(Objective) Set down, exactly as written, the lines from the top of the data to the line that holds "const GREEN = '#07c28f';", and omit the pictures.

** Start Data extract **

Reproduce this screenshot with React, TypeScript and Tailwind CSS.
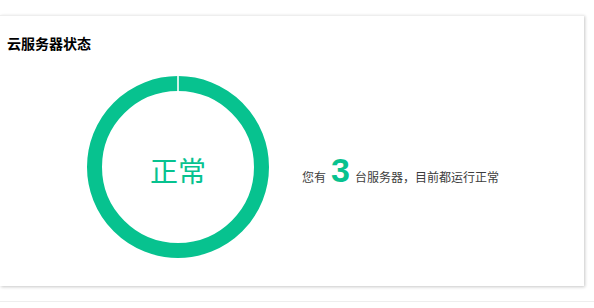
import React from 'react';

const GREEN = '#07c28f';

function StatusRing({ label }: { label: string }) {
  return (
    <div className="relative w-[182px] h-[182px] shrink-0">
      <svg width="182" height="182" viewBox="0 0 182 182" className="block">
        <circle cx="91" cy="91" r="83.5" fill="none" stroke={GREEN} strokeWidth="15" />
        <rect x="90.2" y="0" width="1.6" height="16" fill="#ffffff" />
      </svg>
      <div className="absolute inset-0 flex items-center justify-center pt-[6px]">
        <span className="text-[28px] leading-none text-[#07c28f]">{label}</span>
      </div>
    </div>
  );
}

export default function App() {
  const count = 3;
  return (
    <div
      className="w-[594px] h-[308px] bg-white overflow-hidden pt-[15px]"
      style={{ fontFamily: '"Noto Sans CJK SC", "Noto Sans", sans-serif' }}
    >
      <div className="w-[584px] h-[271px] bg-white border-t border-[#eeeeee] shadow-[1px_1px_3px_rgba(0,0,0,0.22)] flex flex-col">
        <h2 className="pl-[7px] pt-[17px] text-[14px] leading-[20px] font-bold text-black">
          云服务器状态
        </h2>
        <div className="flex items-center pl-[87px] pt-[23px]">
          <StatusRing label="正常" />
          <div className="ml-[33px] mt-[6px] flex items-baseline text-[12px] text-[#3d3d3d]">
            <span>您有</span>
            <span
              className="mx-[5px] text-[34px] leading-none font-bold text-[#07c28f]"
              style={{ fontFamily: '"Liberation Sans", Arial, sans-serif' }}
            >
              {count}
            </span>
            <span>台服务器，目前都运行正常</span>
          </div>
        </div>
      </div>
      <div className="mt-[15px] w-[594px] h-[20px] border-t border-[#eeeeee]" />
    </div>
  );
}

** End Data extract **

(The result)
Reproduce this screenshot with React, TypeScript and Tailwind CSS.
import React from 'react';

const GREEN = '#07c28f';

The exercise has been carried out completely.